I am having a love/dislike relationship with Miss Austen Regrets, to be aired on PBS’s Masterpiece Classic, February 3 at 9:00 PM EST. On the one hand it is such a relief to see Jane Austen depicted as a strong, intelligent, witty, independent, tough, and mature woman through the person of Olivia Williams. On the other hand, why clothe the film in regret and gloom? On the occasions when Olivia as Jane declares she is happy with the choices she’s made in life and with the men she’s rejected, you don’t believe her for a moment. There is such a somber atmosphere to this film, underscored by the music and the long silent moments when Jane stares into space, or sits by a pond, or looks out of a window, that one is left with a melancholy feeling despite the sparkling words.
These scenes belie Jane’s statements of content. This viewer, instead of watching a movie about a confident and talented woman, was somewhat surprised to watch a film about a middle-aged spinster who, though not necessarily unhappy, seems to constantly ask the question: “What if?’ In addition, although Jane was not known to be a great dresser, there is almost a quakerish feel to the film.
So why does this movie, written by a female, delve so deeply into the ‘what might have beens’? The film opens with Harris Bigg-Wither’s proposal, and Jane’s acceptance, then rejection of it. Her retraction was not only a faux pas as far as Society was concerned, but it was a foolhardy decision for her era. Women were expected to marry, and Jane blew her chance for economic security. Mr. Big-Withers had a comfortable income, and he could have provided for Jane, Cassandra, and Mrs. Austen. In the movie, Cassandra seems to influence Jane for changing her mind, but one gets the sense that Jane would have come to this decision regardless of her sister’s pressure. (As an aside, Greta Scacchi is miscast as Cassandra. She may be the right age to play the role, but she looks much older. Worse, she does not exert the big sister influence that I expect Cassandra to have over Jane, who in real life looked up to her.)
After this dramatic introduction, we meet Jane as an aunt and confidante of Fanny Knight, daughter of her brother, Edward Austen-Knight, a widower with eleven children. These early scenes with Jane and Fanny are lovely, full of fun and mischief, and the dialogue is scintillating. “Want to know the true reason I never found a husband?” says Jane, “I never found one worth giving up flirting for.”

The aunt and niece laugh and dance and snoop on the men after dinner under cover of darkness. Fanny solicits Jane’s opinion about her suitor, Mr. Plumtree.

“Fanny Plumtree,” Jane replies in mock horror, sending Fanny into giggles.

But then Jane gets serious, saying, “I would have you marry because I know you won’t be happy until you are. Single women have a dreadful propensity for being poor. And the best recipe for happiness is a large income.”

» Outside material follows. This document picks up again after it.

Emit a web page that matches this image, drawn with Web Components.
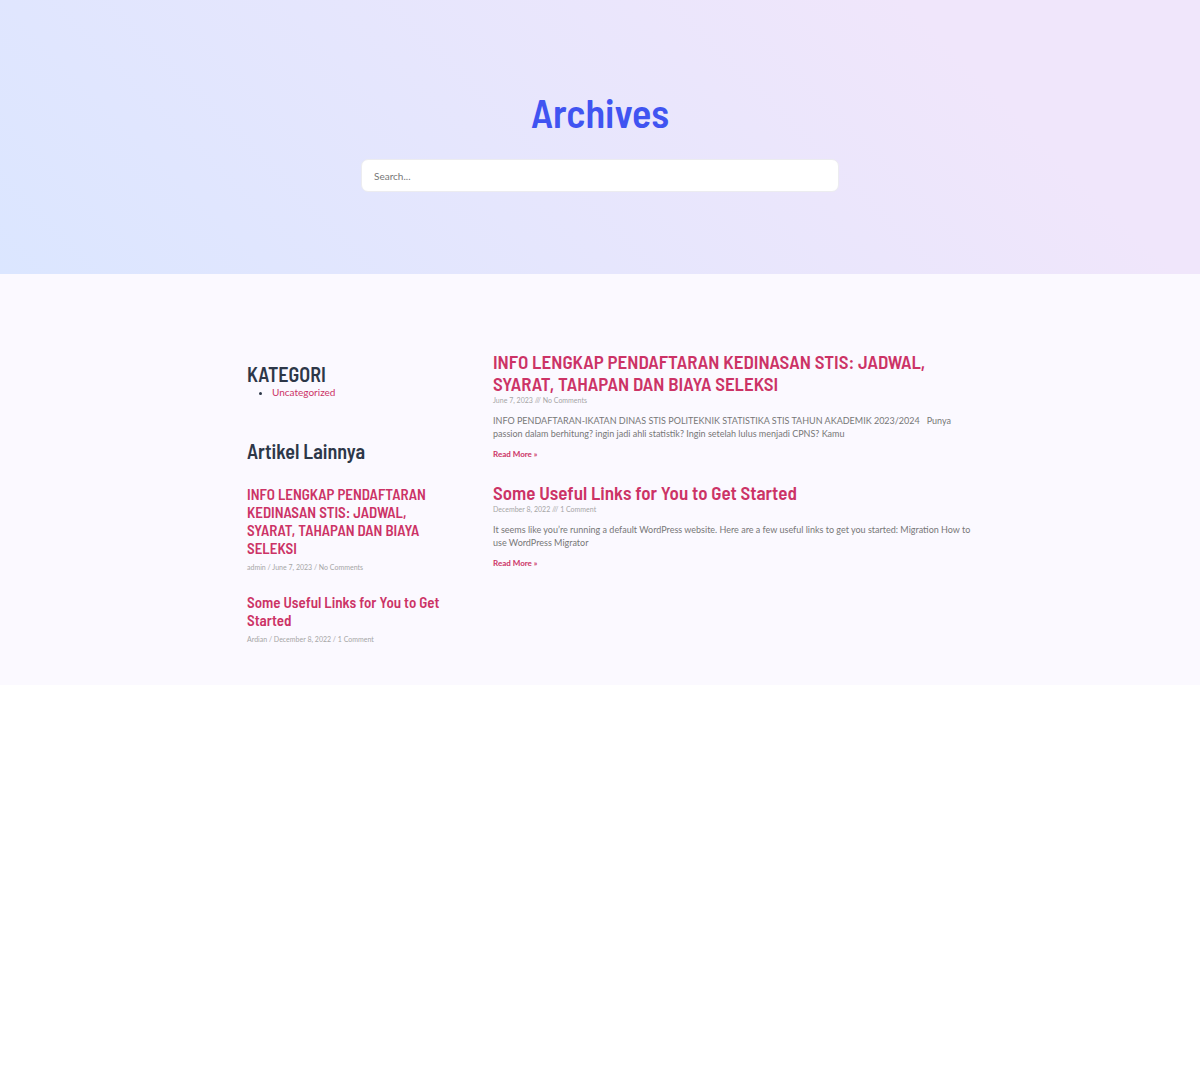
<!DOCTYPE html>
<html lang="id">
<head>
<meta charset="utf-8">
<meta name="viewport" content="width=device-width, initial-scale=1">
<title>Archives</title>
<style>
  body {
    margin: 0;
    background: #fff;
    color: #2d3748;
    font-family: Lato, sans-serif;
    --heading: "Barlow Semi Condensed", "Roboto Condensed", "Liberation Sans Narrow", Roboto, sans-serif;
    --accent: #cc3366;
    --ink: #2d3748;
    --body: #777;
    --muted: #a6a6a6;
  }
</style>
</head>
<body>
<archive-page></archive-page>

<script>
const define = (name, html) => {
  const template = document.createElement('template');
  template.innerHTML = html;
  customElements.define(name, class extends HTMLElement {
    constructor() {
      super();
      this.attachShadow({ mode: 'open' }).append(template.content.cloneNode(true));
    }
  });
};

define('archive-hero', `
  <style>
    :host {
      display: flex; flex-direction: column; align-items: center;
      gap: 22px; padding: 87px 16px 82px; box-sizing: border-box;
      background: linear-gradient(45deg, #dbe6ff 0%, #f0e6fb 80%, #f0e6fb 100%);
    }
    h1 { margin: 0; font: 600 40px/50px var(--heading); color: #4054f1; }
    form { width: 100%; max-width: 478px; }
    input {
      display: block; box-sizing: border-box; width: 100%; height: 33px;
      padding: 0 12px; border: 1px solid #ececf0; border-radius: 7px;
      background: #fff; color: #555; font: 10px/16px Lato, sans-serif;
    }
    input::placeholder { color: #777; opacity: 1; }
  </style>
  <h1><slot></slot></h1>
  <form role="search"><input type="search" aria-label="Search" placeholder="Search..."></form>
`);

define('side-title', `
  <style>
    :host { display: block; }
    h2 { margin: 0; font: 600 20px/22px var(--heading); color: var(--ink); }
  </style>
  <h2><slot></slot></h2>
`);

define('category-list', `
  <style>
    :host { display: block; font-size: 10px; line-height: 15px; }
    ul { margin: 0; padding: 0 0 0 25px; }
    a { color: var(--accent); text-decoration: none; }
  </style>
  <ul><li><a href="#"><slot></slot></a></li></ul>
`);

define('recent-post', `
  <style>
    :host { display: block; }
    h3 { margin: 0 0 4px; font: 600 15px/18px var(--heading); }
    a { color: var(--accent); text-decoration: none; }
    p { margin: 0; font-size: 7px; line-height: 12px; color: var(--muted); }
  </style>
  <h3><a href="#"><slot name="title"></slot></a></h3>
  <p><slot name="meta"></slot></p>
`);

define('post-summary', `
  <style>
    :host { display: block; }
    h2 { margin: 0; font: 600 19px/22px var(--heading); }
    a { color: var(--accent); text-decoration: none; }
    .meta { margin: 0 0 9px; font-size: 7px; line-height: 10px; color: var(--muted); }
    .text { margin: 0 0 8px; font-size: 9px; line-height: 13px; color: var(--body); }
    .more { display: block; font-size: 8px; font-weight: 700; line-height: 12px; }
  </style>
  <h2><a href="#"><slot name="title"></slot></a></h2>
  <p class="meta"><slot name="meta"></slot></p>
  <p class="text"><slot></slot></p>
  <a class="more" href="#">Read More »</a>
`);

define('archive-page', `
  <style>
    :host { display: block; }
    main { background: #fbf9ff; padding: 77px 16px 40px; }
    .columns { display: flex; gap: 46px; max-width: 706px; margin: 0 auto; }
    aside { flex: 0 0 200px; padding-top: 12px; }
    side-title + .recent { margin-top: 23px; }
    category-list { margin-bottom: 40px; }
    .recent { display: flex; flex-direction: column; gap: 20px; }
    .posts { flex: 1; min-width: 0; margin-right: -20px; display: flex; flex-direction: column; gap: 22px; }
  </style>
  <archive-hero>Archives</archive-hero>
  <main>
    <div class="columns">
      <aside>
        <side-title>KATEGORI</side-title>
        <category-list>Uncategorized</category-list>
        <side-title>Artikel Lainnya</side-title>
        <div class="recent">
          <recent-post>
            <span slot="title">INFO LENGKAP PENDAFTARAN KEDINASAN STIS: JADWAL, SYARAT, TAHAPAN DAN BIAYA SELEKSI</span>
            <span slot="meta">admin / June 7, 2023 / No Comments</span>
          </recent-post>
          <recent-post>
            <span slot="title">Some Useful Links for You to Get Started</span>
            <span slot="meta">Ardian / December 8, 2022 / 1 Comment</span>
          </recent-post>
        </div>
      </aside>
      <div class="posts">
        <post-summary>
          <span slot="title">INFO LENGKAP PENDAFTARAN KEDINASAN STIS: JADWAL, SYARAT, TAHAPAN DAN BIAYA SELEKSI</span>
          <span slot="meta">June 7, 2023 /// No Comments</span>
          INFO PENDAFTARAN-IKATAN DINAS STIS POLITEKNIK STATISTIKA STIS TAHUN AKADEMIK 2023/2024 &nbsp; Punya passion dalam berhitung? ingin jadi ahli statistik? Ingin setelah lulus menjadi CPNS? Kamu
        </post-summary>
        <post-summary>
          <span slot="title">Some Useful Links for You to Get Started</span>
          <span slot="meta">December 8, 2022 /// 1 Comment</span>
          It seems like you’re running a default WordPress website. Here are a few useful links to get you started: Migration How to use WordPress Migrator
        </post-summary>
      </div>
    </div>
  </main>
`);
</script>
</body>
</html>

The dialogue sparkles with Jane’s wit and truisms culled from her writing, and if the film hadn’t taken such a gloom and doom approach to spinstershood, these lines would have sparkled more. Fanny did indeed go on to marry well three years after Jane’s death to Thomas Knatchbull, a widower with five children. As a young girl Fanny helped to raise her ten siblings, and she went on to have five children of her own. She is never portrayed in the film as a deep thinker, for all she can think of is marriage. In real life her journals bear this out. Fanny wrote copiously during her lifetime, but her dairies dealt with daily events, and she seldom wrote down her thoughts or deeper feelings.

Despite her enormous talent, Jane is human. According to the movie (and the letters on which it is based) Jane liked to dance, flirt, and drink wine, Perhaps she indulged in too much of the latter, and this draws the ire of Rev. Bridges (Hugh Bonneville), her former beau.

It seems the reverend proposed to Jane when they were both young. She rejected him, though it is obvious that the vicar, though married, still carries a torch for her. When Jane wonders what would have happened if she accepted his proposal, he casually answers: “You would have wound up as a vicar’s wife in Ramsgate.” Later on he professes to Jane that he would have allowed her to write, and taken care of a mother and sister. Again, the viewer is treated to another refrain of “What might have been.”

“I’d waited for news that you’d married,” he said.

“As every woman knows there’s a scarcity of men in general. And an even greater scarcity for any that are good for much,” was her tart reply.

“You can hide behind your clever words as much as you like,” he answers.

“Good, because my clever words will soon be the only thing that will put a roof over my head. Or over my mother’s. Or over my sister’s. I’m to be my own husband it seems.”

“I’d have put a roof over all your heads, and cherished you, dear Jane, ‘till death us do part.”

Jane’s outburst reveals the constant tension she is under. While her words and actions are those of an independent woman, she is a product of her times. She cannot go out and make a living. Worse, she must depend on the men in her life to act as her agents.
We meet Henry, Jane’s favorite brother, as he and Jane are strolling in London. He frets about Jane’s finances and her ability to support herself through book sales. Jane then explodes, saying, “Sense and Sensibility has brought me a 140 pounds. May I not be proud of that?”

I won’t review the entire film for you. Just suffice it to say that if I had been the director of this tale, I would have emphasized that single women do find fulfillment in pursuing their talents, in nurturing family relationships, and in being true to their vision. I wish the plot had dwelled more on the creative, talented side of Jane, instead of her constant worry for money. Aside from that, I was vastly relieved to hear Jane’s words spoken in such an intelligent manner and with such conviction by Olivia Williams. This movie almost makes up for the fairy tale that was Becoming Jane. Almost, but not quite.

Note: I am off on vacation for a week, and will return to answer any queries you might have.